Appearing with Italy's Igort for a signing and Q&A on Nov. 15. Presented by The Beguiling. 7pm (doors 6:30pm). Free. Rocco’s Plum Tomato, Plum Room, 585 Bloor W. 416-533-9168. www.thebeguiling.com.
Unlike many of his North American contemporaries, French comic book artist David B. has little regret for or conflict about perceiving the world as a garish fantasy. A co-founder of the seminal art-comics house L’Association (they were the first to publish Joann Sfar and Marjane Satrapi), B. previously had only one of his major works fully translated into English; happily, it’s one of the greatest graphic novels ever drawn. Epileptic chronicles B.’s life with his debilitated brother as a vivid myth, with each seizure a monstrous serpent and every quack healer a supernatural symbol.

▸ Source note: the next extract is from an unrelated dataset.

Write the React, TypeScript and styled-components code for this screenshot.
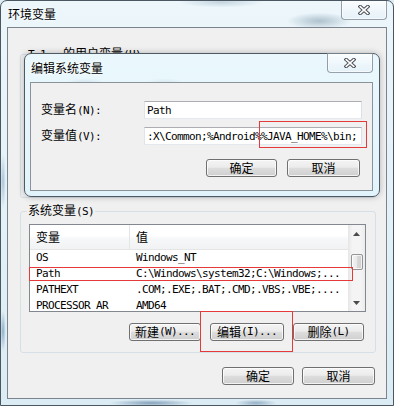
import React from 'react';
import styled, { createGlobalStyle } from 'styled-components';

const GlobalStyle = createGlobalStyle`
  html, body {
    margin: 0;
    padding: 0;
    background: #dcecf4;
  }
  body {
    font-family: "Noto Sans CJK SC", "Liberation Sans", sans-serif;
    font-size: 12px;
    color: #000;
  }
  * {
    box-sizing: border-box;
  }
`;

const Han = styled.span<{ $gap?: number }>`
  font-family: "Noto Sans CJK SC", sans-serif;
  font-size: 12px;
  letter-spacing: 0;
  margin-left: ${p => p.$gap || 0}px;
`;

const Latin = styled.span`
  font-family: "DejaVu Sans Mono", "Liberation Mono", monospace;
  font-size: 11px;
  letter-spacing: -0.62px;
`;

const Window = styled.div`
  position: relative;
  width: 394px;
  height: 406px;
  display: flex;
  flex-direction: column;
  padding: 0 6px 6px 6px;
  border: 1px solid #4a5661;
  border-radius: 7px 7px 0 0;
  overflow: hidden;
  background:
    radial-gradient(46px 12px at 318px 20px, rgba(100, 130, 150, 0.45), transparent 70%),
    radial-gradient(60px 8px at 220px 1px, rgba(120, 150, 170, 0.35), transparent 70%),
    radial-gradient(60px 5px at 150px 402px, rgba(60, 100, 140, 0.55), transparent 70%),
    radial-gradient(30px 5px at 255px 402px, rgba(60, 100, 140, 0.45), transparent 70%),
    radial-gradient(4px 30px at 2px 330px, rgba(60, 110, 160, 0.5), transparent 70%),
    radial-gradient(4px 40px at 2px 180px, rgba(60, 110, 160, 0.35), transparent 70%),
    linear-gradient(180deg, #ecf6fb 0%, #e2f0f7 60%, #dcecf4 100%);
`;

const Dialog = styled.div`
  position: absolute;
  left: 23px;
  top: 52px;
  width: 356px;
  display: flex;
  flex-direction: column;
  padding: 0 6px 5px 5px;
  border: 1px solid #4d5a64;
  border-radius: 7px;
  box-shadow: 0 0 6px rgba(0, 0, 0, 0.25);
  background:
    radial-gradient(30px 8px at 60px 30px, rgba(110, 140, 160, 0.25), transparent 70%),
    radial-gradient(30px 8px at 140px 30px, rgba(110, 140, 160, 0.2), transparent 70%),
    linear-gradient(180deg, #eaf8fd 0%, #e2f4fb 100%);
`;

const TitleBar = styled.div`
  height: 28px;
  display: flex;
  align-items: center;
`;

const Title = styled.div`
  margin-left: 1px;
  font-size: 12px;
  line-height: 14px;
  text-shadow: 0 0 5px #fff, 0 0 3px #fff;
`;

const CloseButton = styled.div`
  align-self: flex-start;
  margin-top: -1px;
  margin-left: auto;
  width: 46px;
  height: 20px;
  display: flex;
  align-items: center;
  justify-content: center;
  border: 1px solid rgba(70, 85, 100, 0.55);
  border-radius: 0 0 4px 4px;
  background: linear-gradient(180deg, rgba(255, 255, 255, 0.75) 0%, rgba(225, 238, 246, 0.6) 100%);
  box-shadow: inset 0 0 0 1px rgba(255, 255, 255, 0.6);
`;

const Client = styled.div<{ $pad: string; $border: string }>`
  flex: 1;
  display: flex;
  flex-direction: column;
  padding: ${p => p.$pad};
  border: 1px solid ${p => p.$border};
  background: #f0f0f0;
`;

const Group = styled.fieldset<{ $h?: number; $gap?: number }>`
  margin: ${p => p.$gap || 0}px 0 0 0;
  padding: 0 9px 11px 8px;
  border: 1px solid #d5dfe5;
  border-radius: 3px;
  min-inline-size: 0;
  ${p => (p.$h ? `height: ${p.$h}px;` : '')}
`;

const Legend = styled.legend`
  margin-left: -2px;
  padding: 0 1px;
  line-height: 14px;
  white-space: pre;
`;

const List = styled.div`
  margin-top: 5px;
  height: 88px;
  display: flex;
  border: 1px solid #828790;
  background: #fff;
`;

const ListBody = styled.div`
  flex: 1;
  display: flex;
  flex-direction: column;
  overflow: hidden;
`;

const HeaderRow = styled.div`
  height: 25px;
  flex-shrink: 0;
  display: grid;
  grid-template-columns: 100px 1fr;
  border-bottom: 1px solid #e5e5e5;
  background: linear-gradient(180deg, #ffffff 0%, #ffffff 45%, #f7f8fa 55%, #f1f2f4 100%);
`;

const HeaderCell = styled.div<{ $divider?: boolean }>`
  display: flex;
  align-items: center;
  padding-left: 6px;
  line-height: 14px;
  border-right: ${p => (p.$divider ? '1px solid #e5e5e5' : 'none')};
`;

const Row = styled.div`
  height: 16px;
  flex-shrink: 0;
  display: grid;
  grid-template-columns: 100px 1fr;
  align-items: center;
  font-family: "DejaVu Sans Mono", "Liberation Mono", monospace;
  font-size: 11px;
  letter-spacing: -0.62px;
  line-height: 16px;
`;

const Cell = styled.div`
  padding-left: 6px;
  white-space: nowrap;
  overflow: hidden;
`;

const ScrollBar = styled.div`
  width: 17px;
  flex-shrink: 0;
  display: flex;
  flex-direction: column;
  background: linear-gradient(90deg, #e6e6e6 0%, #f4f4f4 25%, #f4f4f4 75%, #ebebeb 100%);
`;

const ScrollArrow = styled.div`
  height: 17px;
  display: flex;
  align-items: center;
  justify-content: center;
`;

const Track = styled.div`
  flex: 1;
  padding-top: 12px;
`;

const Thumb = styled.div`
  width: 12px;
  height: 16px;
  margin-left: 3px;
  border: 1px solid #959595;
  border-radius: 2px;
  background: linear-gradient(90deg, #f4f4f4 0%, #e9e9e9 50%, #d9d9d9 51%, #d0d0d0 100%);
  box-shadow: inset 0 0 0 1px rgba(255, 255, 255, 0.7);
`;

const ButtonRow = styled.div<{ $top: number; $gap: number; $right: number }>`
  display: flex;
  justify-content: flex-end;
  gap: ${p => p.$gap}px;
  margin-top: ${p => p.$top}px;
  padding-right: ${p => p.$right}px;
`;

const Button = styled.button<{ $w: number }>`
  width: ${p => p.$w}px;
  height: 18px;
  padding: 0;
  display: flex;
  align-items: center;
  justify-content: center;
  border: 1px solid #707070;
  border-radius: 3px;
  background: linear-gradient(180deg, #f4f4f4 0%, #ececec 45%, #dddddd 52%, #cfcfcf 100%);
  box-shadow: inset 0 0 0 1px rgba(255, 255, 255, 0.75);
  font-family: "Noto Sans CJK SC", sans-serif;
  font-size: 12px;
  line-height: 16px;
  color: #000;
  white-space: pre;
`;

const Fields = styled.div`
  display: grid;
  grid-template-columns: 103px 1fr;
  row-gap: 8px;
  align-items: center;
`;

const FieldLabel = styled.label`
  line-height: 16px;
  white-space: pre;
`;

const TextBox = styled.input`
  width: 100%;
  height: 18px;
  padding: 0 2px;
  border: 1px solid;
  border-color: #abadb3 #dbdfe6 #e3e9ef #e2e3ea;
  background: #fff;
  outline: none;
  font-family: "DejaVu Sans Mono", "Liberation Mono", monospace;
  font-size: 11px;
  letter-spacing: -0.62px;
  color: #000;
`;

const Mark = styled.div<{ $x: number; $y: number; $w: number; $h: number }>`
  position: absolute;
  left: ${p => p.$x}px;
  top: ${p => p.$y}px;
  width: ${p => p.$w}px;
  height: ${p => p.$h}px;
  border: 1px solid #e53a3a;
  pointer-events: none;
`;

const CloseIcon = () => (
  <svg width="12" height="10" viewBox="0 0 12 10">
    <path d="M2.2 1.6 L9.8 8.4 M9.8 1.6 L2.2 8.4" stroke="#4b4f55" strokeWidth="3.6" strokeLinecap="square" />
    <path d="M2.2 1.6 L9.8 8.4 M9.8 1.6 L2.2 8.4" stroke="#fff" strokeWidth="1.6" strokeLinecap="square" />
  </svg>
);

const Arrow = ({ up }: { up: boolean }) => (
  <svg width="7" height="4" viewBox="0 0 7 4">
    <polygon points={up ? '3.5,0 7,4 0,4' : '0,0 7,0 3.5,4'} fill="#4a4a4a" />
  </svg>
);

const systemVars = [
  { name: 'OS', value: 'Windows_NT' },
  { name: 'Path', value: 'C:\\Windows\\system32;C:\\Windows;...' },
  { name: 'PATHEXT', value: '.COM;.EXE;.BAT;.CMD;.VBS;.VBE;....' },
  { name: 'PROCESSOR_AR', value: 'AMD64' },
];

const App: React.FC = () => {
  return (
    <>
      <GlobalStyle />
      <Window>
        <TitleBar>
          <Title>环境变量</Title>
          <CloseButton>
            <CloseIcon />
          </CloseButton>
        </TitleBar>
        <Client $pad="18px 10px 13px 12px" $border="#7b848c">
          <Group $h={152}>
            <Legend>
              <Latin>T-1</Latin>
              <Han $gap={17}>的用户变量</Han>
              <Latin>(U)</Latin>
            </Legend>
          </Group>
          <Group $gap={5}>
            <Legend>
              <Han>系统变量</Han>
              <Latin>(S)</Latin>
            </Legend>
            <List>
              <ListBody>
                <HeaderRow>
                  <HeaderCell $divider>变量</HeaderCell>
                  <HeaderCell>值</HeaderCell>
                </HeaderRow>
                {systemVars.map(v => (
                  <Row key={v.name}>
                    <Cell>{v.name}</Cell>
                    <Cell>{v.value}</Cell>
                  </Row>
                ))}
              </ListBody>
              <ScrollBar>
                <ScrollArrow>
                  <Arrow up />
                </ScrollArrow>
                <Track>
                  <Thumb />
                </Track>
                <ScrollArrow>
                  <Arrow up={false} />
                </ScrollArrow>
              </ScrollBar>
            </List>
            <ButtonRow $top={11} $gap={9} $right={2}>
              <Button $w={72}>
                <Han>新建</Han>
                <Latin>(W)...</Latin>
              </Button>
              <Button $w={74}>
                <Han>编辑</Han>
                <Latin>(I)...</Latin>
              </Button>
              <Button $w={71}>
                <Han>删除</Han>
                <Latin>(L)</Latin>
              </Button>
            </ButtonRow>
          </Group>
          <ButtonRow $top={14} $gap={8} $right={1}>
            <Button $w={72}>确定</Button>
            <Button $w={73}>取消</Button>
          </ButtonRow>
        </Client>

        <Dialog>
          <TitleBar>
            <Title>编辑系统变量</Title>
            <CloseButton>
              <CloseIcon />
            </CloseButton>
          </TitleBar>
          <Client $pad="18px 10px 13px 10px" $border="#8a939a">
            <Fields>
              <FieldLabel>
                <Han>变量名</Han>
                <Latin>(N):</Latin>
              </FieldLabel>
              <TextBox readOnly defaultValue="Path" />
              <FieldLabel>
                <Han>变量值</Han>
                <Latin>(V):</Latin>
              </FieldLabel>
              <TextBox readOnly defaultValue=":X\Common;%Android%%JAVA_HOME%\bin;" />
            </Fields>
            <ButtonRow $top={14} $gap={10} $right={2}>
              <Button $w={71}>确定</Button>
              <Button $w={73}>取消</Button>
            </ButtonRow>
          </Client>
        </Dialog>

        <Mark $x={258} $y={120} $w={108} $h={27} />
        <Mark $x={28} $y={266} $w={324} $h={14} />
        <Mark $x={199} $y={310} $w={93} $h={41} />
      </Window>
    </>
  );
};

export default App;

The 19 illustrated dreams comprising the new Nocturnal Conspiracies are much slighter, though they share that hallucinatory method. Here, dream logic only makes the iconography more ambiguous. In his first story, for example, the cartoonist relates a dream about a French Resistance fighter, associating the man with fantastical beings like “the Veiled Prophet” and “the Hidden King” before scrawling deadpan that, “None of these characters really has any link with [the Resistance fighter], it’s annoying.”
B.’s stark style is ideal for material like this: he mostly leans on blacks and whites, and has a masterful sense of composition. The opening page of “The Attic” intricately mixes positive and negative space, drawing the reader’s eye towards the scene’s bloody focal point. Sometimes the perspective is so skewed that certain pages resemble abstract designs more than anything else. It’s fitting, as some dreams only leave us, whether we’re cartoonists or not, with shapes and outlines.